The New Brunswick, N.J., company now expects earnings for the year of $6.53 to $6.68 a share, up from previous guidance for $6.43 to $6.58 a share. J&J anticipates revenue of $71.2 billion to $71.9 billion, compared with previous guidance for $70.8 billion to $71.5 billion.
“Our pharmaceuticals business continues to deliver impressive levels of growth, we have steady improvement in our consumer business, and we are seeing momentum in our medical-devices businesses, all of which are fueling our optimism for the full year ahead,” Chief Executive Alex Gorsky said in a statement.
J&J’s pharmaceutical business, the company’s largest, grew 5.9% to $8.18 billion, lifted by a 12.9% increase in U.S. pharmaceutical sales.
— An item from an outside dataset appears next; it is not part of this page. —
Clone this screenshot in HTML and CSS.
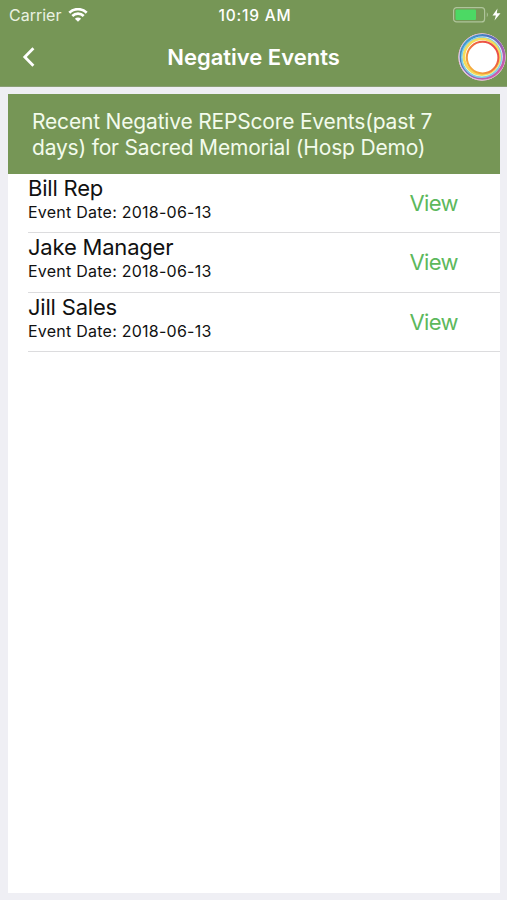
FILE: index.html
```
<!DOCTYPE html>
<html lang="en">
<head>
  <meta charset="UTF-8">
  <meta name="viewport" content="width=device-width, initial-scale=1.0">
  <title>Negative Events</title>
  <link rel="stylesheet" href="styles.css">
</head>
<body>
  <header>
    <div class="status-bar">
      <div class="carrier">
        <span>Carrier</span>
        <svg class="wifi" width="20" height="14" viewBox="0 0 20 14">
          <path d="M1.3 4.7a12.5 12.5 0 0 1 17.4 0M4.3 8a8.2 8.2 0 0 1 11.4 0" fill="none" stroke="#fff" stroke-width="2.7"/>
          <path d="M10 13.8L6.9 10.7a4.4 4.4 0 0 1 6.2 0z" fill="#fff"/>
        </svg>
      </div>
      <time class="clock">10:19 AM</time>
      <div class="power">
        <svg width="48" height="16" viewBox="0 0 48 16">
          <rect x=".6" y=".6" width="31" height="14.3" rx="3" fill="none" stroke="#afc49b" stroke-width="1.2"/>
          <rect x="2.5" y="2.5" width="20.5" height="10.5" rx="1" fill="#4cd964"/>
          <path d="M33.8 5.2q2.2 2.5 0 5z" fill="#afc49b"/>
          <path d="M44.5 1.5L39.5 8.5h3.4L41.5 13.5l6-7.2h-3.7z" fill="#fff"/>
        </svg>
      </div>
    </div>
    <nav class="nav-bar">
      <a class="back" href="#" aria-label="Back">
        <svg width="14" height="20" viewBox="0 0 14 20">
          <path d="M11.4 1.2L2.8 10l8.6 8.8" fill="none" stroke="#fff" stroke-width="2.8"/>
        </svg>
      </a>
      <h1>Negative Events</h1>
      <svg class="logo" width="50" height="50" viewBox="0 0 50 50">
        <defs>
          <linearGradient id="outer" x1="0" y1="0" x2="1" y2="1">
            <stop offset="0" stop-color="#43b9dc"/>
            <stop offset=".3" stop-color="#4678be"/>
            <stop offset=".6" stop-color="#9862b4"/>
            <stop offset="1" stop-color="#e75aaa"/>
          </linearGradient>
          <linearGradient id="inner" x1="1" y1="0" x2="0" y2="1">
            <stop offset="0" stop-color="#e93b4c"/>
            <stop offset=".5" stop-color="#f0713e"/>
            <stop offset="1" stop-color="#f5c43c"/>
          </linearGradient>
        </defs>
        <circle cx="25" cy="25" r="23.5" fill="#fff"/>
        <circle cx="25" cy="25" r="23.2" fill="none" stroke="#e9b3d6" stroke-width="1"/>
        <circle cx="25.4" cy="24.8" r="21.6" fill="none" stroke="url(#outer)" stroke-width="2.6"/>
        <circle cx="24.6" cy="25.4" r="19.8" fill="none" stroke="#7fd0e4" stroke-width="1.6"/>
        <circle cx="24.8" cy="24.8" r="17.8" fill="none" stroke="#f5dc5c" stroke-width="2.6"/>
        <circle cx="25.6" cy="25.6" r="15.8" fill="#fff" stroke="url(#inner)" stroke-width="2"/>
      </svg>
    </nav>
  </header>

  <main>
    <h2>Recent Negative REPScore Events(past 7<br>days) for Sacred Memorial (Hosp Demo)</h2>
    <ul class="events">
      <li>
        <div class="event">
          <h3>Bill Rep</h3>
          <p>Event Date: 2018-06-13</p>
        </div>
        <a class="view" href="#">View</a>
      </li>
      <li>
        <div class="event">
          <h3>Jake Manager</h3>
          <p>Event Date: 2018-06-13</p>
        </div>
        <a class="view" href="#">View</a>
      </li>
      <li>
        <div class="event">
          <h3>Jill Sales</h3>
          <p>Event Date: 2018-06-13</p>
        </div>
        <a class="view" href="#">View</a>
      </li>
    </ul>
  </main>
</body>
</html>
```
FILE: styles.css
```
* {
  box-sizing: border-box;
}
body {
  margin: 0;
  height: 900px;
  display: flex;
  flex-direction: column;
  background: #efeff4;
  color: #111;
  font-family: Inter, "Liberation Sans", sans-serif;
  overflow: hidden;
}
h1, h2, h3, p, ul {
  margin: 0;
  padding: 0;
  font-weight: 400;
}
a {
  text-decoration: none;
}
svg {
  display: block;
}
header {
  height: 87px;
  background: #769656;
  border-bottom: 1px solid #8a9f76;
  color: #fff;
}
.status-bar {
  display: grid;
  grid-template-columns: 1fr auto 1fr;
  align-items: center;
  height: 29px;
  padding: 0 6px 0 9px;
  font-size: 16px;
}
.carrier {
  display: flex;
  align-items: center;
  gap: 7px;
  color: #eaf2e2;
}
.clock {
  padding-top: 1px;
  font-weight: 500;
  font-size: 15.5px;
  letter-spacing: 0.8px;
}
.power {
  display: flex;
  justify-content: flex-end;
}
.nav-bar {
  display: grid;
  grid-template-columns: 1fr auto 1fr;
  align-items: center;
  height: 56px;
}
.back {
  margin-left: 22px;
}
.nav-bar h1 {
  font-size: 22px;
  font-weight: 600;
}
.logo {
  justify-self: end;
}
main {
  flex: 1;
  margin: 7px 7px 7px 8px;
  background: #fff;
}
main h2 {
  height: 80px;
  padding: 15px 24px 0;
  background: #769656;
  color: #f3fbec;
  font-size: 21px;
  line-height: 26px;
  letter-spacing: -0.18px;
  white-space: nowrap;
}
.events {
  list-style: none;
  padding-left: 20px;
}
.events li {
  display: flex;
  justify-content: space-between;
  height: 59.3px;
  padding-right: 42px;
  border-bottom: 1px solid #dcdcde;
}
.event h3 {
  font-size: 22px;
  line-height: 29px;
  letter-spacing: -0.2px;
}
.event p {
  font-size: 16px;
  line-height: 18px;
  letter-spacing: 0.24px;
}
.view {
  align-self: center;
  color: #5cb85c;
  font-size: 22px;
  letter-spacing: -0.6px;
}
```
Strong sales of the diabetes drug Invokana, blood-cancer drug Imbruvica, blood-thinner Xarelto and multiple myeloma drug Darzalex, offset lower sales of the hepatitis C drug Olysio, which has been outflanked by newer drugs.
Other J&J businesses didn’t perform as well as its pharmaceuticals business, however.
In the first quarter, sales of J&J consumer health products fell 5.8% to $3.2 billion, largely due to Venezuela’s devaluation of its currency. The consumer business has been recovering from supply-chain problems that led to recalls. Executives said they believe the unit has turned a corner.
Chief Financial Officer Dominic Caruso dismissed speculation J&J would consider selling its consumer business. “Our broadly-based business is the right approach. It certainly has served us well and we expect it will continue to serve us well as health-care evolves,” he told analysts during a conference call.
J&J’s medical device sales fell 2.4% to $6.11 billion, which represents about 35% of the company’s revenue.
The medical-device business used to be J&J’s largest, but it has stumbled amid pricing pressures, increased competition and market changes. In response, J&J has exited certain areas, rejiggered how it sells devices and focused on high-growth categories like robotics and staplers. In January, J&J announced plans to cut about 3,000 jobs in its medical-devices division, or about 2.5% of the company’s total workforce.
J&J ended the quarter with $17 billion in net cash. Mr. Caruso indicated the company would look to deploy the capital toward acquisitions, but said J&J was willing to wait for “the right deal at the right time with the right party at the right valuation.”
Mr. Caruso singled out biotech and medical device companies as having inflated valuations.
For the company overall, earnings in the first quarter fell to $4.29 billion, or $1.54 a share, from $4.32 billion, or $1.53 a share, in the same period last year. Excluding certain items, J&J had earnings of $1.68 a share in the latest quarter. Revenue edged up 0.6% to $17.48 billion. Unfavorable currency rates shaved 3.3% off the latest quarter’s total.
Analysts had projected earnings of $1.65 a share on $17.48 billion in revenue, according to Thomson Reuters.
With about half of its sales overseas, J&J’s results have been pressured lately by a strengthening U.S. dollar and weakness in some emerging markets.